I have currently only used 5K samples that generated an *.pt file of 1GB (I would then expect a file 26GB big).
I then do a Torch.load on the training host loading everything in memory using TensorDataset and DataLoader

features = torch.load(featpath)
labels   =  torch.load(labpath)
dataset = torch.utils.data.TensorDataset(features,labels)
return torch.utils.data.DataLoader(dataset,shuffle=True,batch_size=batch_size,num_workers=num_workers)

It worked ok with fewer samples and it probably will work if I give enough memory / disk space (I use S3 and Sagemaker)

I am just wondering am I doing the right thing ? Is there a best practices for large datasets ? Streaming from disk ? or do they have to be all loaded in memory ? I am assuming here that DataSet/Loader do this.

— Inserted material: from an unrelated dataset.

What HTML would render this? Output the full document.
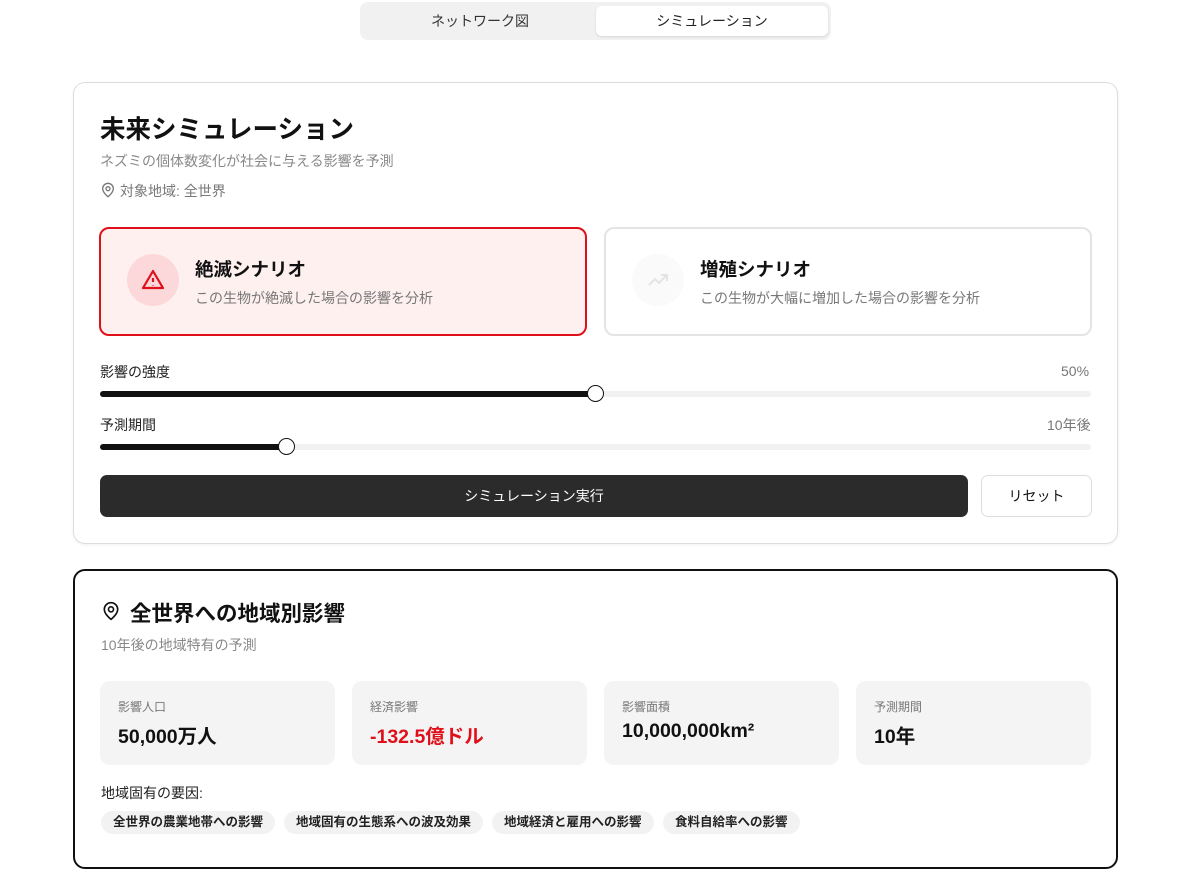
<!DOCTYPE html>
<html><head><meta charset="utf-8"><style>
*{box-sizing:border-box;margin:0;padding:0}
body{width:1200px;height:845px;overflow:hidden;background:#fff;font-family:"Liberation Sans","Noto Sans CJK JP",sans-serif;color:#111;position:relative}
.a{position:absolute}
.tabs{left:360px;top:2px;width:471px;height:38px;background:#f1f1f1;border-radius:8px}
.tab{top:4px;height:30px;width:232px;font-size:14px;line-height:30px;text-align:center;color:#222}
.card{left:73px;width:1045px;border-radius:12px}
.sc{top:227px;width:488px;height:109px;border-radius:10px}
.ic{left:26px;top:25px;width:52px;height:52px;border-radius:50%}
.st{left:94px;top:27px;font-size:18.5px;font-weight:bold}
.sd{left:94px;top:59px;font-size:14px;color:#777}
.lbl{font-size:14px;color:#222}
.track{left:100px;width:991px;height:6px;background:#f1f1f1;border-radius:3px}
.fill{left:0;top:0;height:6px;background:#111;border-radius:3px}
.thumb{width:17px;height:17px;border-radius:50%;background:#fff;border:1.5px solid #111}
.box{top:681px;width:235px;height:84px;background:#f4f4f4;border-radius:10px}
.bl{left:18px;top:17px;font-size:12px;color:#777}
.bv{left:18px;top:39px;font-size:19.5px;font-weight:bold}
.chip{top:811px;height:23px;background:#f2f2f2;border-radius:12px;font-size:12.5px;font-weight:bold;line-height:23px;padding:0 12px;color:#222}
</style></head><body>
<div class="a tabs"></div>
<div class="a tab" style="left:364px;top:6px;color:#333">ネットワーク図</div>
<div class="a tab" style="left:596px;top:6px;background:#fff;border-radius:6px;box-shadow:0 1px 2px rgba(0,0,0,.12)">シミュレーション</div>

<div class="a card" style="top:82px;height:462px;border:1px solid #ddd;box-shadow:0 1px 3px rgba(0,0,0,.06)"></div>
<div class="a" style="left:100px;top:109px;font-size:25.5px;font-weight:bold">未来シミュレーション</div>
<div class="a" style="left:100px;top:151px;font-size:14px;color:#888">ネズミの個体数変化が社会に与える影響を予測</div>
<svg class="a" style="left:100px;top:182px" width="16" height="16" viewBox="0 0 24 24" fill="none" stroke="#777" stroke-width="2"><path d="M20 10c0 6-8 12-8 12S4 16 4 10a8 8 0 0 1 16 0z"/><circle cx="12" cy="10" r="3"/></svg>
<div class="a" style="left:120px;top:181px;font-size:14px;color:#777">対象地域: 全世界</div>

<div class="a sc" style="left:99px;background:#fff0f0;border:2px solid #e0101a">
<div class="a ic" style="background:#fdd8da"><svg class="a" style="left:14px;top:14px" width="24" height="24" viewBox="0 0 24 24" fill="none" stroke="#e0101a" stroke-width="2.2" stroke-linejoin="round"><path d="M12 3 2 20h20z"/><path d="M12 10v4M12 17v.5"/></svg></div>
<div class="a st">絶滅シナリオ</div><div class="a sd">この生物が絶滅した場合の影響を分析</div></div>
<div class="a sc" style="left:604px;background:#fff;border:2px solid #e4e4e4">
<div class="a ic" style="background:#fafafa"><svg class="a" style="left:14px;top:14px" width="24" height="24" viewBox="0 0 24 24" fill="none" stroke="#e4e4e4" stroke-width="2"><path d="M3 17l6-6 4 4 8-8M15 7h6v6"/></svg></div>
<div class="a st">増殖シナリオ</div><div class="a sd">この生物が大幅に増加した場合の影響を分析</div></div>

<div class="a lbl" style="left:100px;top:362px">影響の強度</div>
<div class="a lbl" style="left:1061px;top:363px;color:#777">50%</div>
<div class="a track" style="top:391px"><div class="a fill" style="width:496px"></div></div>
<div class="a thumb" style="left:587px;top:385px"></div>
<div class="a lbl" style="left:100px;top:415px">予測期間</div>
<div class="a lbl" style="left:1047px;top:415px;color:#777">10年後</div>
<div class="a track" style="top:444px"><div class="a fill" style="width:187px"></div></div>
<div class="a thumb" style="left:278px;top:438px"></div>

<div class="a" style="left:100px;top:475px;width:868px;height:42px;background:#2b2b2b;border-radius:7px;color:#fff;font-size:14px;text-align:center;line-height:42px">シミュレーション実行</div>
<div class="a" style="left:981px;top:475px;width:111px;height:42px;border:1px solid #ddd;border-radius:7px;font-size:14px;text-align:center;line-height:40px">リセット</div>

<div class="a card" style="top:569px;height:300px;border:2px solid #111"></div>
<svg class="a" style="left:101px;top:601px" width="20" height="20" viewBox="0 0 24 24" fill="none" stroke="#111" stroke-width="2"><path d="M20 10c0 6-8 12-8 12S4 16 4 10a8 8 0 0 1 16 0z"/><circle cx="12" cy="10" r="3"/></svg>
<div class="a" style="left:130px;top:597px;font-size:21.5px;font-weight:bold">全世界への地域別影響</div>
<div class="a" style="left:101px;top:635px;font-size:14px;color:#888">10年後の地域特有の予測</div>

<div class="a box" style="left:100px"><div class="a bl">影響人口</div><div class="a bv">50,000万人</div></div>
<div class="a box" style="left:352px"><div class="a bl">経済影響</div><div class="a bv" style="color:#e0101a">-132.5億ドル</div></div>
<div class="a box" style="left:604px"><div class="a bl">影響面積</div><div class="a bv">10,000,000km²</div></div>
<div class="a box" style="left:856px"><div class="a bl">予測期間</div><div class="a bv">10年</div></div>

<div class="a" style="left:101px;top:783px;font-size:14px;color:#222">地域固有の要因:</div>
<div class="a chip" style="left:101px">全世界の農業地帯への影響</div>
<div class="a chip" style="left:284px">地域固有の生態系への波及効果</div>
<div class="a chip" style="left:492px">地域経済と雇用への影響</div>
<div class="a chip" style="left:663px">食料自給率への影響</div>
</body></html>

As long as you have enough memory to do so, there’s no problem with what you are doing. If the data were to get too large, the easiest solution would be to split the samples into individual files and only load them in a custom Dataset __getitem__ method.

Thanks just to clarify.
The getitem will have to flip from one to the other when one has finished the cycle ?
This means that for every epoch I would be flipping from one to another and back to the first a the beginning of next epoch?
Would be nice if there was an example but this seems reasonable in case I run out of memory. I still do not have a lot of good handle on Datasets.

Thanks you again.

Well, to avoid unnecessary pain, you would split the data so that each sample tensor will have its own .pt file. Then, in the __getitem__, you call the load, like this

class MyDataset(torch.util.data.Dataset):
   def __init__(self, root):
        self.root = root
        self.files = os.listdir(root) # take all files in the root directory
   def __len__(self):
        return len(self.files)
   def __getitem__(self, idx):
        sample, label = torch.load(os.path.join(self.root, self.files[idx])) # load the features of this sample
        return sample, label

And then use this dataset in the same way. Keeping the data in several chunks rather than individual samples would be … problematic.

2 Likes

Thanks, hopefully I will fit in memory but this seems a pretty simple solution.
Would there be any issue with Shuffling and DataLoader ? I wonder how would the shuffling work in this case.

Thanks again.

With shuffling enabled, the dataloader randomizes the idx parameter of __getitem__, effectively choosing a random file each time.